Sunday, 22 de December de 2024 ISSN 1519-7670 - Ano 24 - nº 1319

Admitir os erros é melhor do que fingir que não existem

No dia 13/1, The New York Times publicou matéria dizendo que soldados americanos haviam aberto fogo contra o carro de uma família em Bagdá, matando dois de seus ocupantes. Alguns dias depois, o coronel do exército dos EUA, Pete Mansoor, mandou uma mensagem para cerca de 50 parentes e amigos, afirmando que o jornal havia reportado o fato de forma incorreta: as mortes seriam resultado de estilhaços de uma bomba detonada por terroristas. ‘Apesar de vocês poderem ler as duas versões nesse e-mail, o povo americano só conhece a história original publicada pelo Times, que nunca fez uma retratação ou esclarecimento’ escreveu.

A mensagem do coronel chegou às mãos do editor público do jornal, Daniel Okrent, que a comenta em sua coluna de 14/3/04. De fato, aponta, as mortes foram causadas por estilhaços de bomba. As testemunhas entrevistadas pelo repórter Edward Wong em Bagdá, no dia do ocorrido, fizeram relatos incorretos, o que resultou na falha.

Okrent explica que, ao contrário do que afirma o coronel, o Times publicou a versão correta dos fatos no dia seguinte à matéria original. No entanto, incorreu no que os antigos jornalistas americanos chamavam de rowback. A correção foi feita no meio de uma outra matéria, sobre a derrubada de um helicóptero americano. O ombudsman cita o professor de jornalismo Melvin Mencher para definir com mais precisão o que é rowback: ‘É uma matéria que pretende corrigir outra anterior, sem indicar que esta estava errada, ou sem assumir a responsabilidade pelo erro’. Em outras palavras, ‘um modo de o jornal cobrir seu traseiro sem admitir que estava descoberto’, brinca Okrent.

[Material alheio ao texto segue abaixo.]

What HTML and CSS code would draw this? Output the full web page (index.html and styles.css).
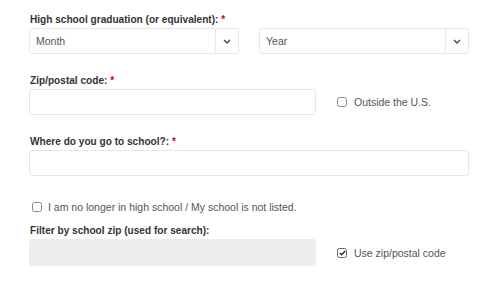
FILE: index.html
```html
<!DOCTYPE html>
<html lang="en">
<head>
    <meta charset="UTF-8" />
    <title>School info</title>
    <link rel="stylesheet" href="styles.css">
</head>
<body>
    <form class="form">
        <div class="field">
            <div class="label">High school graduation (or equivalent): <span class="req">*</span></div>
            <div class="row">
                <div class="select">
                    <span class="select-text">Month</span>
                    <span class="select-arrow">
                        <svg width="8" height="5" viewBox="0 0 8 5"><path d="M1 1l3 3 3-3" fill="none" stroke="#444" stroke-width="1.3"/></svg>
                    </span>
                </div>
                <div class="select">
                    <span class="select-text">Year</span>
                    <span class="select-arrow">
                        <svg width="8" height="5" viewBox="0 0 8 5"><path d="M1 1l3 3 3-3" fill="none" stroke="#444" stroke-width="1.3"/></svg>
                    </span>
                </div>
            </div>
        </div>

        <div class="field">
            <div class="label">Zip/postal code: <span class="req">*</span></div>
            <div class="row">
                <div class="input input-short"></div>
                <label class="check"><span class="box"></span>Outside the U.S.</label>
            </div>
        </div>

        <div class="field">
            <div class="label">Where do you go to school?: <span class="req">*</span></div>
            <div class="input"></div>
        </div>

        <label class="check check-line"><span class="box"></span>I am no longer in high school / My school is not listed.</label>

        <div class="field field-last">
            <div class="label">Filter by school zip (used for search):</div>
            <div class="row">
                <div class="input input-short input-disabled"></div>
                <label class="check"><span class="box checked">
                    <svg width="7" height="6" viewBox="0 0 7 6"><path d="M0.8 3l1.8 1.8L6.2 1" fill="none" stroke="#222" stroke-width="1.4"/></svg>
                </span>Use zip/postal code</label>
            </div>
        </div>
    </form>
</body>
</html>
```

FILE: styles.css
```css
body {
    margin: 0;
    background: #fff;
    font-family: "Liberation Sans", Arial, sans-serif;
    color: #333;
}

.form {
    width: 440px;
    padding: 14px 0 0 29px;
}

.field {
    margin-bottom: 21px;
}

.label {
    font-size: 10.1px;
    font-weight: bold;
    line-height: 12px;
    color: #333;
    margin-bottom: 2px;
    padding-left: 1px;
}

.req {
    color: #d0021b;
}

.row {
    display: flex;
    align-items: center;
    gap: 20px;
}

.select {
    flex: 1;
    height: 24px;
    border: 1px solid #e8e8e8;
    border-radius: 3px;
    display: flex;
    align-items: center;
}

.select-text {
    flex: 1;
    padding-left: 6px;
    font-size: 10.5px;
    color: #555;
}

.select-arrow {
    width: 22px;
    height: 100%;
    border-left: 1px solid #e8e8e8;
    display: flex;
    align-items: center;
    justify-content: center;
}

.input {
    height: 24px;
    border: 1px solid #e6e6e6;
    border-radius: 3px;
}

.input-short {
    width: 285px;
}

.input-disabled {
    background: #eeeeee;
    border-color: #ececec;
    height: 25px;
}

.check {
    display: flex;
    align-items: center;
    font-size: 10.5px;
    color: #555;
}

.row .check {
    margin-left: 1px;
}

.box {
    width: 8px;
    height: 8px;
    border: 1px solid #888;
    border-radius: 2.5px;
    margin-right: 7px;
    display: flex;
    align-items: center;
    justify-content: center;
}

.box.checked {
    border-color: #666;
}

.check-line {
    margin: 25px 0 12px 3px;
    line-height: 12px;
}

.check-line .box {
    margin-right: 6px;
}
```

O editor público encontrou outra história recente em que aconteceu coisa semelhante. Um homem cujo filho estuda no Colégio Dalton, tradicional escola privada de Manhattan, teria se enfurecido com insultos anti-semitas gritados por alunos do Colégio Trinity, também de elite, durante um jogo de basquete entre as duas instituições. Pressionada pela falta de tempo, a repórter Jane Gross só falou com um representante da Trinity, que admitiu que havia sido instaurada uma investigação interna do caso. Havia rumores de que uma TV local iria cobrir o caso, e, por isso, o Times deu a história sem maior apuração. Uma semana mais tarde, nova matéria sobre o caso explicou que os tais insultos teriam sido inofensivos, infantis, e que um dos alunos acusados de proferi-los também era judeu. Além disso, pais do Trinity disseram que o homem que se exaltou chegou a ter ‘embate físico’ com esses estudantes. Mais uma vez, não houve referência à matéria anterior, incompleta. Okrent acredita que isso precisa ser corrigido: ‘O jornal que admite seus erros manterá a confiança de seus leitores por mais tempo que aquele que finge que eles nunca aconteceram’.